FML: I work with different media, so different smells pervade my studio depending on the period. For example, last summer I worked with epoxy, last fall I worked with papier maché, last winter I worked with artificial wax, and in the spring I used ink on paper.

Each of these materials is fragrant, so there is a sort of olfactive chronology in the way I recall my creative path. When I look back at it (to understand how to go on), I also ‘smell back’, and so I trace my way. So remembering the smells gives me a more instinctive ‘overview’ of my work than my visual memory.

We traditionally associate smell with taste, which we both limit to the satisfaction of our so-called ‘animal needs’, while we associate vision as a means to find control and mentally grasp our environment. To me, ‘smelling back at my work’ remains a private logic, but it is definitely a way to keep a mental grasp on what I am making.

AE: Do you have a favourite or significant smell-memory?

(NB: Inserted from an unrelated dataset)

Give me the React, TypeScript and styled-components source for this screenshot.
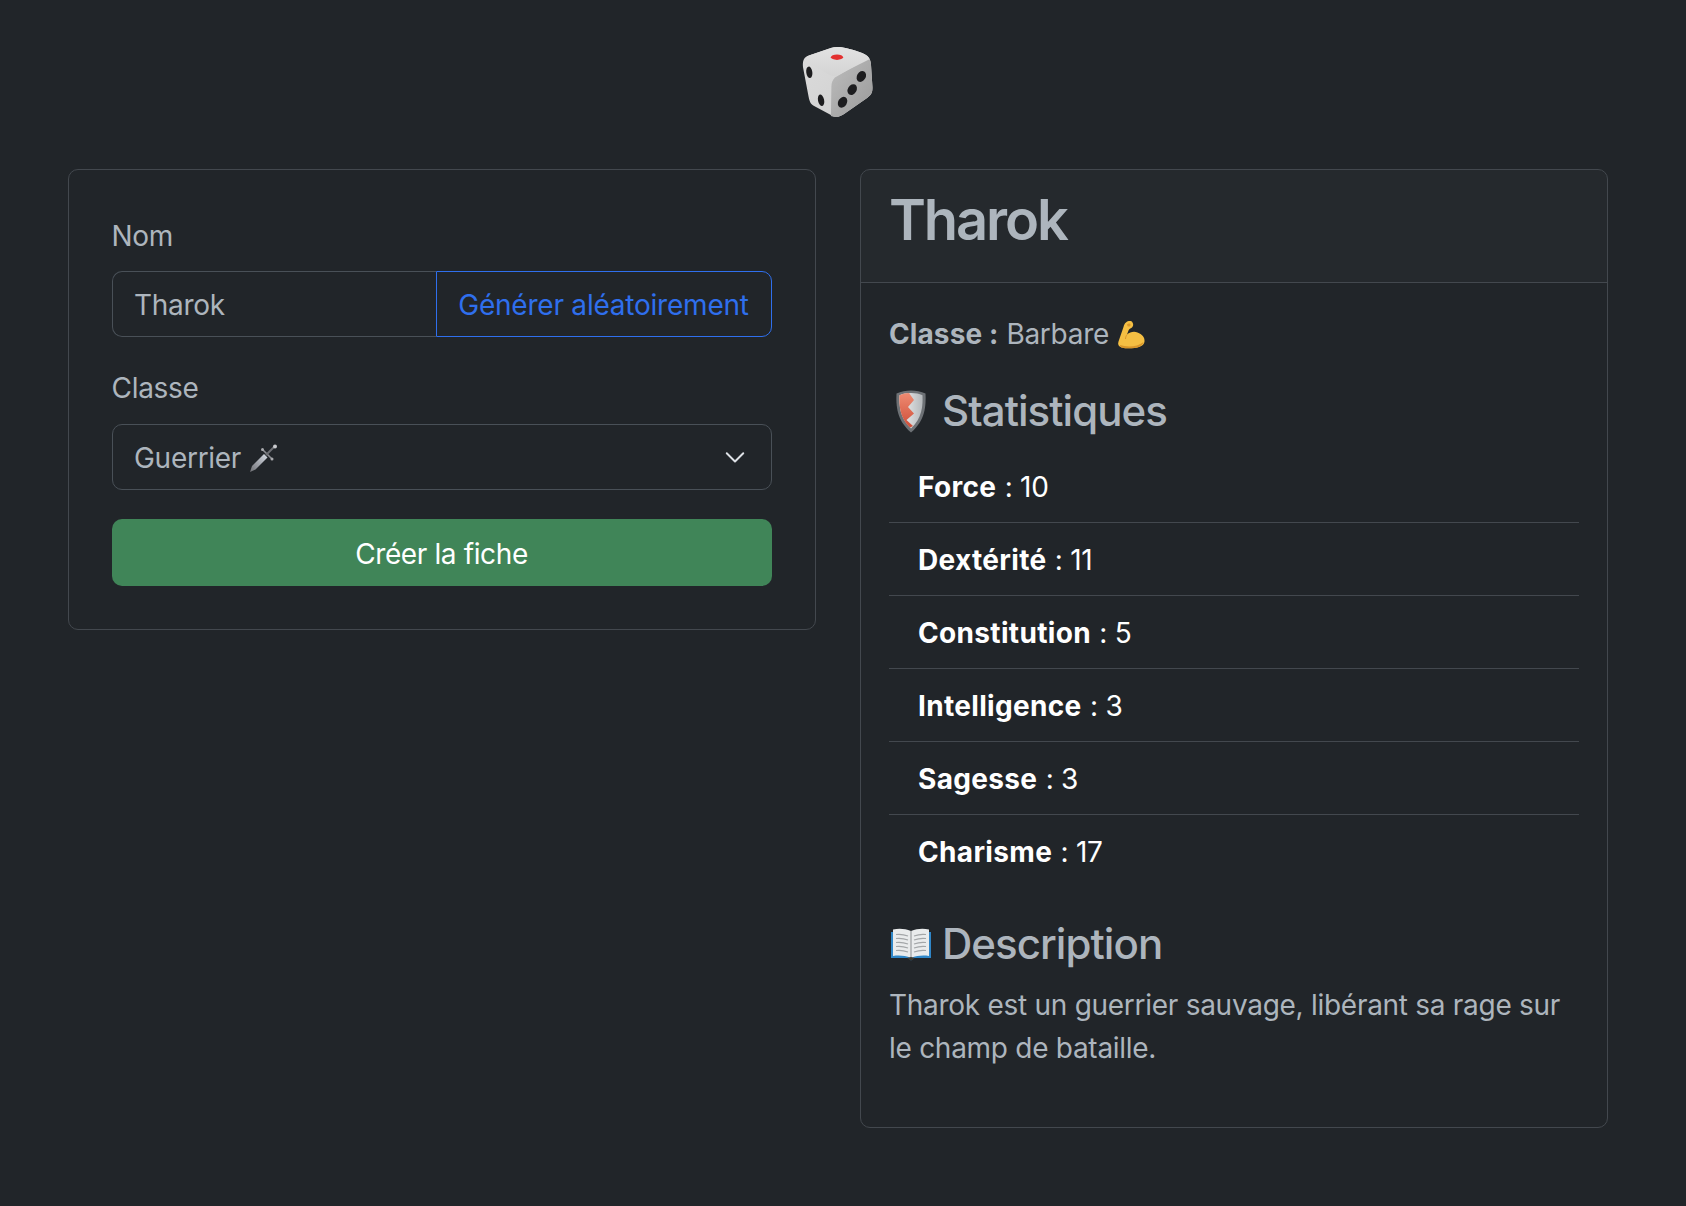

FML: While I have very fond memories of the smells of my studio, the most striking memory is about a ‘non-smell’:

I was working on a large black and white drawing, carefully rendering the shades of black and white. I was using charcoal and ink, both of them in different states: liquid inks, ink pens, cuttlefish ink jelly, charcoal sticks, charcoal pencils, and charcoal powder.

(As you can imagine, this was already a significant olfactory experience!)

At some point, I thought that I could create deeper blacks in the background by mixing large quantities of charcoal powder and casein. I prepared this sort of paint and applied it generously to the background. The result struck me — not only because the black had become so strong that it illuminated the other parts, but also because this paint had an equally magical olfactive characteristic: it had suppressed all the smell of my studio. And it is indeed a property of activated charcoal to absorb odours.

I was thrilled with this surprise. The opposite of light was also the opposite of smell. And just as the dark background illuminated the lighter parts, the activated charcoal made me love even deeper all the smells it had swallowed.